Pop Culture and Gender Redemption
Elke Maravilha is a man. At least that’s the first suggestion in a Google search for the artist who was designated female at birth and today dismisses any definition. Elke is an example of gender fluidity, and while Google represents the widespread common-sense need to frame people according to traditional binary patterns: male and female. Fortunately, the pop culture of Elke and others blends these polarized concepts, turning them into blurs of an old society.
Lack of information and society’s bias about the subject can lead transgender or gender-fluid people to severe states of unhappiness and emptiness. And pop culture — whether in the androgynous portraits of Andy Warhol or when Madonna tells us to “express our love as it is” in “Express Yourself” — tends to stimulate changes, encouraging people to voice their acceptances.
But there is an invisible and less-romanticized side of all this. Some transgender people are so embedded in their contexts, where there is no room for change, that they end up wearing the normative masks imposed by society. To these individuals, pop culture has become less of a support for their struggles and more of a means of survival. Forbidden from presenting themselves, dressing, and acting the way they want to, it is in the characters of certain icons that they can find ideals and take their secret pills of transgression to keep living.
The mass culture that reveals gender nuances is the closest contact most people have with their ideal universes. When the doors cannot be kicked open, flirting with the utopian world of liberation helps to reduce the musty smell inside the closet.
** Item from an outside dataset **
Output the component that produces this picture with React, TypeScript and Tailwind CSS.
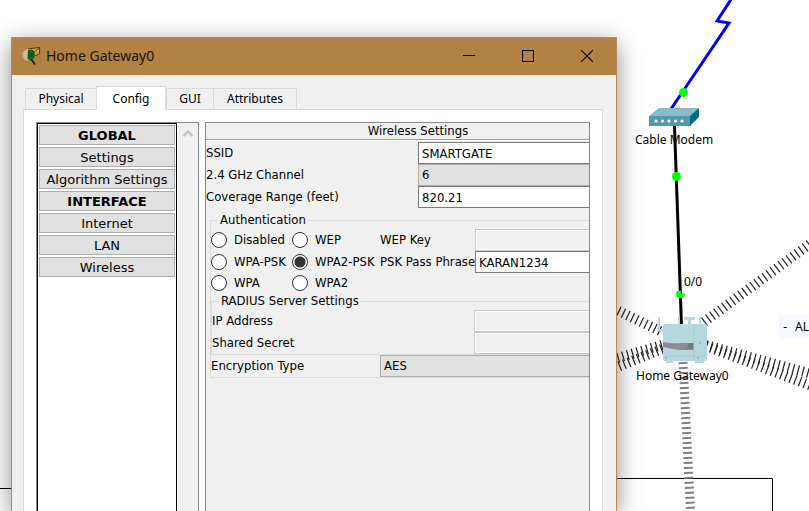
import React, { useState } from "react";

const formText = "font-['DejaVu_Sans_Condensed','Open_Sans',sans-serif] text-[13px] leading-[16px] text-black";
const labelText = "font-['Noto_Sans','Open_Sans',sans-serif] text-[12px] leading-[16px] text-black";

const tabs = [
  { name: "Physical", width: "w-[71px]" },
  { name: "Config", width: "w-[70px]" },
  { name: "GUI", width: "w-[47px]" },
  { name: "Attributes", width: "w-[84px]" },
];

const sections = [
  { title: "GLOBAL", items: ["Settings", "Algorithm Settings"] },
  { title: "INTERFACE", items: ["Internet", "LAN", "Wireless"] },
];

function AppIcon() {
  return (
    <svg width="20" height="20" viewBox="0 0 20 20" aria-hidden="true">
      <path d="M6 3l11.500-1.700v6.500l-6 2.500-5.500-2z" fill="#d9a63a" stroke="#4f3a12" strokeWidth="1" />
      <path d="M6 3l6.500 3 5-4.500" fill="none" stroke="#5a4216" strokeWidth="1" />
      <circle cx="6" cy="9" r="5.500" fill="#cdbb98" stroke="#b9a98a" strokeWidth="1" />
      <path d="M6.500 4.500q3-1.500 5.500 1.500v5.500l-4 3-2-2z" fill="#0b7a17" stroke="#0b300d" strokeWidth="0.800" />
      <path d="M8 6v6M10 6v5" stroke="#093d0e" strokeWidth="0.800" />
      <path d="M9.500 13.500l3.500 5" stroke="#2c2417" strokeWidth="2" />
    </svg>
  );
}

function TitleBar() {
  const button = "flex h-full w-[59px] items-center justify-center";
  return (
    <header className="flex h-[37px] shrink-0 items-center bg-[#b28144] pb-[2px] pl-[10px]">
      <AppIcon />
      <h1 className="ml-1 flex-1 font-['Noto_Sans','Open_Sans',sans-serif] text-[14px] leading-[20px] text-[#1c1408]">
        Home Gateway0
      </h1>
      <button className={button} aria-label="Minimize">
        <svg width="12" height="12" shapeRendering="crispEdges"><path d="M0 5.500h12" stroke="#000" /></svg>
      </button>
      <button className={button} aria-label="Maximize">
        <svg width="12" height="12" shapeRendering="crispEdges"><rect x="0.500" y="0.500" width="11" height="11" fill="none" stroke="#000" /></svg>
      </button>
      <button className={button} aria-label="Close">
        <svg width="12" height="12"><path d="M0 0l12 12M12 0L0 12" stroke="#000" strokeWidth="1.100" /></svg>
      </button>
    </header>
  );
}

const navButton = "h-5 border border-[#adadad] bg-[#e1e1e1] pt-[2px] whitespace-nowrap";

function Sidebar() {
  return (
    <div className="flex w-[163px] shrink-0 border border-b-0 border-[#828790] bg-[#f0f0f0]">
      <nav className="flex w-[140px] flex-col gap-[2px] border border-b-0 border-black bg-white p-px font-['DejaVu_Sans',sans-serif] text-[13px] leading-[16px] text-black">
        {sections.map((section) => (
          <React.Fragment key={section.title}>
            <button className={`${navButton} font-bold`}>{section.title}</button>
            {section.items.map((item) => (
              <button key={item} className={navButton}>{item}</button>
            ))}
          </React.Fragment>
        ))}
      </nav>
      <div className="flex flex-1 justify-center border-l border-white pt-[6px]">
        <svg width="10" height="8" aria-hidden="true"><path d="M0.500 7L5 2.500 9.500 7" fill="none" stroke="#bfbfbf" strokeWidth="2" /></svg>
      </div>
    </div>
  );
}

const field = "h-[22px] w-full min-w-0 appearance-none rounded-none border px-[3px] outline-none";
const editable = "border-[#7a7a7a] bg-white";
const disabled = "border-[#c8c8c8] bg-[#f0f0f0] shadow-[inset_0_0_0_1px_#fff]";
const dropdown = "border-[#adadad] bg-[#e1e1e1]";

function Radio({ name, checked, onPick }: { name: string; checked: boolean; onPick: () => void }) {
  return (
    <label className="flex h-full items-center gap-[7px] whitespace-nowrap">
      <input
        type="radio"
        name="auth"
        checked={checked}
        onChange={onPick}
        className="size-4 shrink-0 appearance-none rounded-full border border-[#333] bg-white checked:bg-[radial-gradient(circle,#333_5px,#fff_6px)]"
      />
      {name}
    </label>
  );
}

function WirelessSettings() {
  const [auth, setAuth] = useState("WPA2-PSK");
  const radio = (name: string) => <Radio name={name} checked={auth === name} onPick={() => setAuth(name)} />;
  return (
    <section className={`min-w-0 flex-1 overflow-hidden border border-b-0 border-[#828790] bg-[#f0f0f0] ${formText}`}>
      <div className="w-[424px]">
        <h2 className="h-[17px] border-b border-[#a0a0a0] text-center">Wireless Settings</h2>
        <div className="grid grid-cols-[212px_1fr] items-center border-t border-white pt-px">
          <label htmlFor="ssid">SSID</label>
          <input id="ssid" className={`${field} ${editable}`} defaultValue="SMARTGATE" />
          <label htmlFor="channel">2.4 GHz Channel</label>
          <select id="channel" className={`${field} ${dropdown}`}><option>6</option></select>
          <label htmlFor="range">Coverage Range (feet)</label>
          <input id="range" className={`${field} ${editable}`} defaultValue="820.21" />
        </div>

        <fieldset className="mt-1 ml-1 min-w-0 border border-[#dcdcdc]">
          <legend className="ml-[7px] px-[2px]">Authentication</legend>
          <div className="grid grid-cols-[81px_88px_95px_1fr] grid-rows-[22px_22px_20px] items-center pt-px">
            {radio("Disabled")}
            {radio("WEP")}
            <label htmlFor="wep">WEP Key</label>
            <input id="wep" disabled className={`${field} ${disabled}`} />
            {radio("WPA-PSK")}
            {radio("WPA2-PSK")}
            <label htmlFor="psk" className="whitespace-nowrap">PSK Pass Phrase</label>
            <input id="psk" className={`${field} ${editable}`} defaultValue="KARAN1234" />
            {radio("WPA")}
            {radio("WPA2")}
          </div>
          <fieldset className="min-w-0 border border-[#dcdcdc]">
            <legend className="ml-[7px] px-[2px]">RADIUS Server Settings</legend>
            <div className="grid grid-cols-[262px_1fr] items-center pt-px">
              <label htmlFor="ip">IP Address</label>
              <input id="ip" disabled className={`${field} ${disabled}`} />
              <label htmlFor="secret">Shared Secret</label>
              <input id="secret" disabled className={`${field} ${disabled}`} />
            </div>
          </fieldset>
          <div className="grid grid-cols-[169px_1fr] items-center">
            <label htmlFor="enc">Encryption Type</label>
            <select id="enc" className={`${field} ${dropdown}`}><option>AES</option></select>
          </div>
        </fieldset>
      </div>
    </section>
  );
}

function GatewayWindow() {
  return (
    <div className="absolute top-[37px] bottom-0 left-[11px] flex w-[606px] flex-col border border-b-0 border-[#b98b50] bg-[#f0f0f0] shadow-[0_6px_22px_rgba(0,0,0,0.45)]">
      <TitleBar />
      <div className="flex min-h-0 flex-1 flex-col pt-[11px] pr-[13px] pl-[11px]">
        <div role="tablist" className="flex h-[23px] shrink-0 items-end pl-[2px]">
          {tabs.map((tab) =>
            tab.name === "Config" ? (
              <button key={tab.name} role="tab" aria-selected className={`relative z-10 -mb-px h-6 ${tab.width} border border-b-0 border-[#d9d9d9] bg-white`}>
                {tab.name}
              </button>
            ) : (
              <button key={tab.name} role="tab" aria-selected={false} className={`h-[21px] ${tab.width} border-t border-l border-[#d9d9d9] last:border-r`}>
                {tab.name}
              </button>
            ),
          )}
        </div>
        <div className="flex min-h-0 flex-1 gap-[6px] border border-b-0 border-[#d9d9d9] bg-white px-3 pt-3">
          <Sidebar />
          <WirelessSettings />
        </div>
      </div>
    </div>
  );
}

function NetworkDrawing() {
  return (
    <svg width="809" height="511" className="absolute top-0 left-0 overflow-visible" aria-hidden="true">
      <path d="M0 488.500h12M600 478.500h172.500V520" fill="none" stroke="#000" />
      <g fill="none" stroke="#222" strokeWidth="10" strokeDasharray="1.200 3.800">
        <path d="M704 322L830 229" />
        <path d="M660 331L600 302" />
        <path d="M662 345L590 366" />
        <path d="M662 349L590 378" />
        <path d="M706 345L830 379" />
        <path d="M706 346L830 393" />
        <path d="M683 362L691 520" stroke="#808080" strokeWidth="9" strokeDasharray="2 3" />
      </g>
      <path d="M732 -2L717 21l12 2L671 109" fill="none" stroke="#0000ff" strokeWidth="3" />
      <path d="M649 116l10-8h40l-8 8z" fill="#8db9cb" />
      <path d="M649 116h42v10h-42z" fill="#5599b1" />
      <path d="M690 116l9-8v9l-9 9z" fill="#006a85" />
      <g fill="#fff">
        <circle cx="656" cy="121" r="1.600" />
        <circle cx="662.500" cy="121" r="1.600" />
        <circle cx="669" cy="121" r="1.600" />
        <circle cx="675.500" cy="121" r="1.600" />
        <circle cx="682" cy="121" r="1.600" />
      </g>
      <path d="M674.500 126L681.500 326" stroke="#000" strokeWidth="3" />
      <g fill="#00ff00">
        <circle cx="683.500" cy="92.500" r="4.500" />
        <circle cx="676.500" cy="176.500" r="4.500" />
        <path d="M677 291a4.500 4.500 0 1 0 8 2.500h-4v-3z" />
      </g>
      <g fill="#b7d7df">
        <path d="M658 317h2v12h3v3h-3l-2-3zM678 317h2v8h-2zM684 317h11v3h-4v5h-3v-5h-4zM699 317h2v8h-2z" />
        <path d="M664 324h42l1 1v35l-1 1h-42l-1-1v-35z" />
        <path d="M666 360h7v3h-7zM695 360h9v3h-9z" />
      </g>
      <path d="M663 342q9 2 19 1h12v7h-14q-9-1-17-3z" fill="#898d8f" />
      <path d="M689 343h4v6h-6z" fill="#777b7d" />
      <path d="M694 324v37M663 356h43" fill="none" stroke="#abcbd3" strokeWidth="1" />
      <g fill="#94b4bc">
        <circle cx="666" cy="358" r="1" />
        <circle cx="700" cy="343" r="1" />
        <circle cx="698" cy="358" r="1" />
      </g>
    </svg>
  );
}

export default function App() {
  return (
    <main className={`relative h-screen w-full overflow-hidden bg-white ${labelText}`}>
      <NetworkDrawing />
      <span className="absolute top-[132px] left-[635px] whitespace-nowrap">Cable Modem</span>
      <span className="absolute top-[274px] left-[682px] bg-white px-[2px] whitespace-nowrap">0/0</span>
      <span className="absolute top-[368px] left-[636px] whitespace-nowrap">Home Gateway0</span>
      <span className="absolute top-[315px] right-0 flex gap-2 bg-[#f7f8fe] py-1 pl-1 whitespace-nowrap">
        <span>-</span>
        <span>AL</span>
      </span>
      <GatewayWindow />
    </main>
  );
}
Superficial or not, the message of self-acceptance has entered the records of society thanks to pop culture. Whether this results from a real intention to change or simply because it sells, the entertainment industry absorbs this ideal of empowerment and spreads it around. Once highbrow and distant from reality, the concept becomes mass culture, reaching more people, though less deeply.
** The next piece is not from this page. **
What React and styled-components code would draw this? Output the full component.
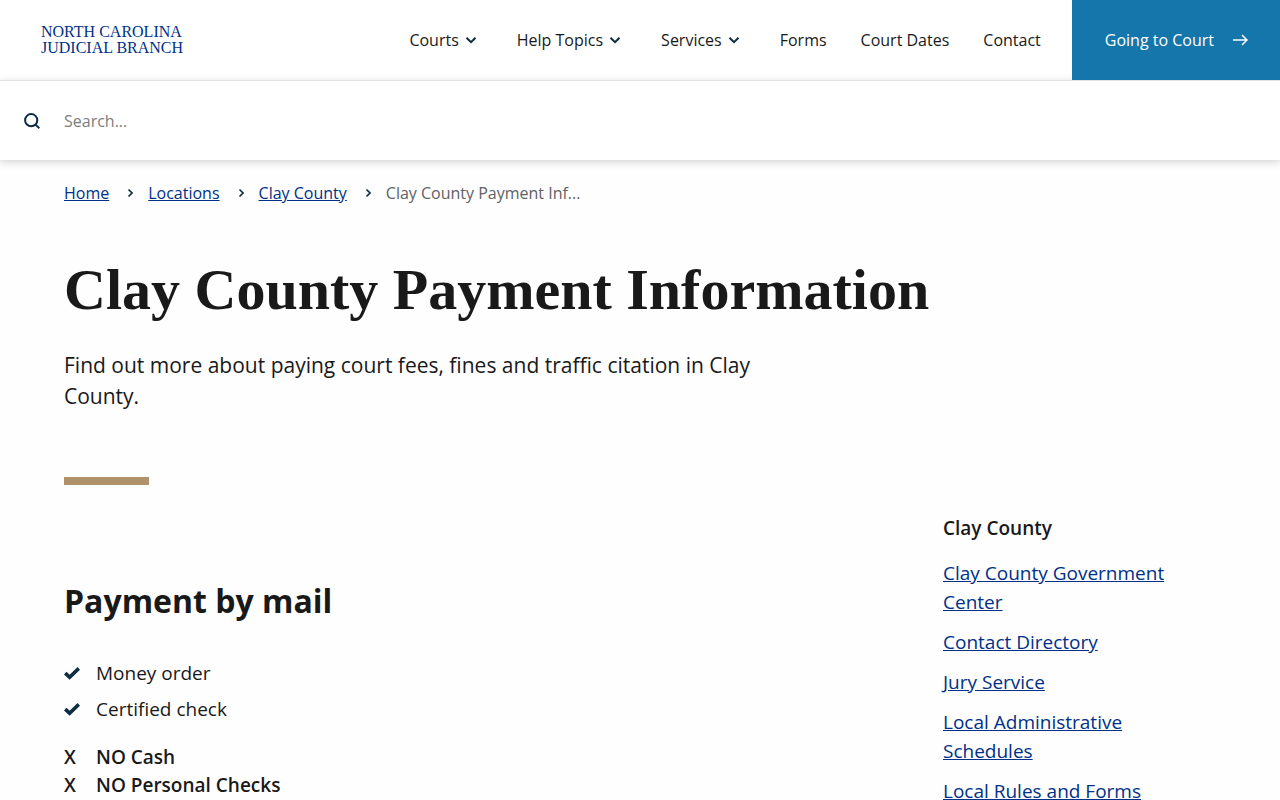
import React from "react";
import styled, { createGlobalStyle } from "styled-components";

const menu = [
  { label: "Courts", open: true },
  { label: "Help Topics", open: true },
  { label: "Services", open: true },
  { label: "Forms" },
  { label: "Court Dates" },
  { label: "Contact" },
];

const crumbs = ["Home", "Locations", "Clay County"];

const accepted = ["Money order", "Certified check"];
const refused = ["NO Cash", "NO Personal Checks"];

const sideLinks = [
  "Clay County Government Center",
  "Contact Directory",
  "Jury Service",
  "Local Administrative Schedules",
  "Local Rules and Forms",
];

export default function App() {
  return (
    <>
      <GlobalStyle />
      <Header>
        <Logo href="#">
          <span>NORTH CAROLINA</span>
          <span>JUDICIAL BRANCH</span>
        </Logo>
        <Nav aria-label="Main">
          {menu.map((item) =>
            item.open ? (
              <MenuButton key={item.label} type="button">
                {item.label}
                <svg width="24" height="24" viewBox="0 0 24 24" aria-hidden="true">
                  <path d="M7.5 9.8 12 14.2 16.5 9.8" />
                </svg>
              </MenuButton>
            ) : (
              <MenuLink key={item.label} href="#">
                {item.label}
              </MenuLink>
            )
          )}
        </Nav>
        <CourtLink href="#">
          Going to Court
          <svg width="16" height="16" viewBox="0 0 16 16" aria-hidden="true">
            <path d="M1 8h14M10 3l5 5-5 5" />
          </svg>
        </CourtLink>
      </Header>
      <SearchBar role="search">
        <SearchButton type="submit" aria-label="Search">
          <svg width="16" height="16" viewBox="0 0 16 16" aria-hidden="true">
            <circle cx="7.2" cy="7.2" r="6.1" />
            <path d="M11.6 11.6 15.3 15.3" />
          </svg>
        </SearchButton>
        <SearchInput type="text" aria-label="Search" placeholder="Search..." />
      </SearchBar>
      <Page>
        <Breadcrumb aria-label="Breadcrumb">
          {crumbs.map((crumb) => (
            <React.Fragment key={crumb}>
              <a href="#">{crumb}</a>
              <svg width="9" height="10" viewBox="0 0 9 10" aria-hidden="true">
                <path d="M4.5 1.5 8 5 4.5 8.5" />
              </svg>
            </React.Fragment>
          ))}
          <span>Clay County Payment Inf...</span>
        </Breadcrumb>
        <Title>Clay County Payment Information</Title>
        <Lead>
          Find out more about paying court fees, fines and traffic citation in
          Clay County.
        </Lead>
        <Rule />
        <Columns>
          <section>
            <Heading>Payment by mail</Heading>
            <CheckList>
              {accepted.map((text) => (
                <li key={text}>
                  <svg width="16" height="14" viewBox="0 0 16 14" aria-hidden="true">
                    <path d="M1.2 7.2 5.6 11.2 14.8 2.4" />
                  </svg>
                  {text}
                </li>
              ))}
            </CheckList>
            <CrossList>
              {refused.map((text) => (
                <li key={text}>
                  <span>X</span>
                  {text}
                </li>
              ))}
            </CrossList>
          </section>
          <Side>
            <h2>Clay County</h2>
            <ul>
              {sideLinks.map((text) => (
                <li key={text}>
                  <a href="#">{text}</a>
                </li>
              ))}
            </ul>
          </Side>
        </Columns>
      </Page>
    </>
  );
}

const GlobalStyle = createGlobalStyle`
  * {
    box-sizing: border-box;
    margin: 0;
    padding: 0;
  }
  body {
    background: #fefefe;
    color: #191919;
    font-family: "Open Sans", "Noto Sans", sans-serif;
    font-size: 16px;
    line-height: 24px;
  }
  ul {
    list-style: none;
  }
  svg {
    flex: none;
    fill: none;
    stroke: #0d2d43;
    stroke-width: 2;
  }
`;

const Header = styled.header`
  display: flex;
  align-items: center;
  height: 80px;
  padding-left: 41px;
  background: white;
`;

const Logo = styled.a`
  display: flex;
  flex-direction: column;
  margin-right: auto;
  color: #003087;
  font-family: "Liberation Serif", serif;
  font-size: 16px;
  line-height: 16px;
  text-decoration: none;
`;

const Nav = styled.nav`
  display: flex;
  gap: 34px;
  margin-right: 31px;
`;

const MenuButton = styled.button`
  display: flex;
  align-items: center;
  border: 0;
  background: none;
  color: inherit;
  font: inherit;
  cursor: pointer;
`;

const MenuLink = styled.a`
  color: inherit;
  text-decoration: none;
`;

const CourtLink = styled.a`
  position: relative;
  z-index: 1;
  display: flex;
  align-items: center;
  gap: 18px;
  height: 100%;
  padding: 0 32px 0 33px;
  background: #1476aa;
  color: white;
  text-decoration: none;
  svg {
    stroke: white;
    stroke-width: 1.5;
  }
`;

const SearchBar = styled.form`
  display: flex;
  align-items: center;
  height: 80px;
  border-top: 1px solid #e1e1e1;
  background: white;
  box-shadow: 0 2px 8px rgba(0, 0, 0, 0.18);
`;

const SearchButton = styled.button`
  display: flex;
  justify-content: center;
  width: 64px;
  border: 0;
  background: none;
  cursor: pointer;
`;

const SearchInput = styled.input`
  flex: 1;
  height: 48px;
  border: 0;
  outline: 0;
  background: none;
  font: inherit;
  &::placeholder {
    color: #7d7d7d;
  }
`;

const Page = styled.main`
  padding: 21px 64px 0;
  a {
    color: #003087;
    text-underline-offset: 1px;
  }
`;

const Breadcrumb = styled.nav`
  display: flex;
  align-items: center;
  gap: 15px;
  color: #5f6163;
  svg {
    stroke-width: 1.6;
  }
`;

const Title = styled.h1`
  margin-top: 47px;
  font-family: "Liberation Serif", serif;
  font-size: 58px;
  font-weight: 700;
  line-height: 76px;
`;

const Lead = styled.p`
  max-width: 700px;
  margin-top: 22px;
  font-size: 21px;
  line-height: 31px;
`;

const Rule = styled.div`
  width: 85px;
  height: 8px;
  margin-top: 65px;
  background: #b0926a;
`;

const Columns = styled.div`
  display: grid;
  grid-template-columns: 1fr 273px;
  gap: 32px;
`;

const Heading = styled.h2`
  margin-top: 94px;
  font-size: 32px;
  font-weight: 700;
  line-height: 44px;
`;

const CheckList = styled.ul`
  display: grid;
  gap: 8px;
  margin-top: 36px;
  font-size: 19px;
  line-height: 28px;
  li {
    display: flex;
    align-items: center;
    gap: 16px;
  }
  svg {
    stroke-width: 3.6;
  }
`;

const CrossList = styled.ul`
  margin-top: 20px;
  font-size: 19px;
  font-weight: 600;
  line-height: 28px;
  li {
    display: flex;
  }
  span {
    width: 32px;
  }
`;

const Side = styled.aside`
  margin-top: 29px;
  font-size: 19px;
  line-height: 29px;
  h2 {
    font-size: 19px;
    font-weight: 600;
  }
  ul {
    display: grid;
    gap: 11px;
    margin-top: 16px;
  }
`;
Television host Ellen DeGeneres, for instance, in her suit and sneakers and openly discussing her homosexuality, is very famous and well-loved by American audiences. She is a slap in the face to those who only recognize women as the stereotypical girl in skirt and high heels.
Pop art, with all its ambiguities, is exempt from the obligation of having an active social role. But intentionally or not, it ends up causing transformations.
When a situation is portrayed in a play or movie, we put ourselves in the character’s shoes and live that moment alongside them. In doing so, we visit psychological places, like anger, love, happiness, without the need for it to be real. The same happens with gender. And then, despite all the criticisms that can be made, the entertainment industry fills the gap of being unable to socially express who you are inside. Pop music, the drag scene, and incorporating gender-fluid people into the mass media eventually meet some of the needs of a group that has always seen itself as repressed by patriarchal standards, and foster the emergence of a more democratic and free society.
“Gender is the repeated stylization of the body, a set of repeated acts within a highly rigid regulatory frame that congeal over time to produce the appearance of substance, of a natural sort of being.” —
Consequently, pop culture frees these repeated acts, even only to a limited extent, permitting a less constrained performance of standardized gender.
Gender for whom?
With respect to behavioral nuances in a more practical approach, however, all this escapism can be not only a source of comfort, but also of isolation. Living a double life, with one side embracing social standards and the other powered by a culture opposed to these standards, can create islands of comfort and safety, not to mention social seclusion. The reality show RuPaul’s Drag Race is very popular and widely discussed among the young LGBT scene, but most of Brazilian society and the national drag scene have never heard of it, a fact that reflects the isolation of the LGBT community itself.
Gender issues are still generating so little discussion that most transgender people can’t put a name their feelings for a considerable length of time during their own lives. Their parents, friends, and close relatives know even less: they either do not realize or close their eyes to what is going on in their prematurely worried minds. Although medicine and psychology are key players, the appeal of pop culture goes more straight to the point.
After all, many social restraints take place precisely because of rationality, objectivity and coldness, which are typically scientific approaches. Perhaps the subjectivity of a song, a movie, or a picture can create a better dialogue with the manifestations and needs of the being.
We should thank the internet for promoting debates on the issue. It is where these arguments reverberate; it encourages people to accept themselves, and then feeds these experiences back into the mix. After all, an empowered person inspires other individuals who see themselves in their image. The benefit from technology-driven changes is real. But while people are still discussing (in the twenty-first century, believe it or not) whether psychologists can cure transsexuality or not, children and young people are having a blast in their bedrooms with their doors locked, listening to Lady Gaga singing they are “beautiful in their own way,” living the broadcasted freedoms that have become reality – at least for the short time the music is playing.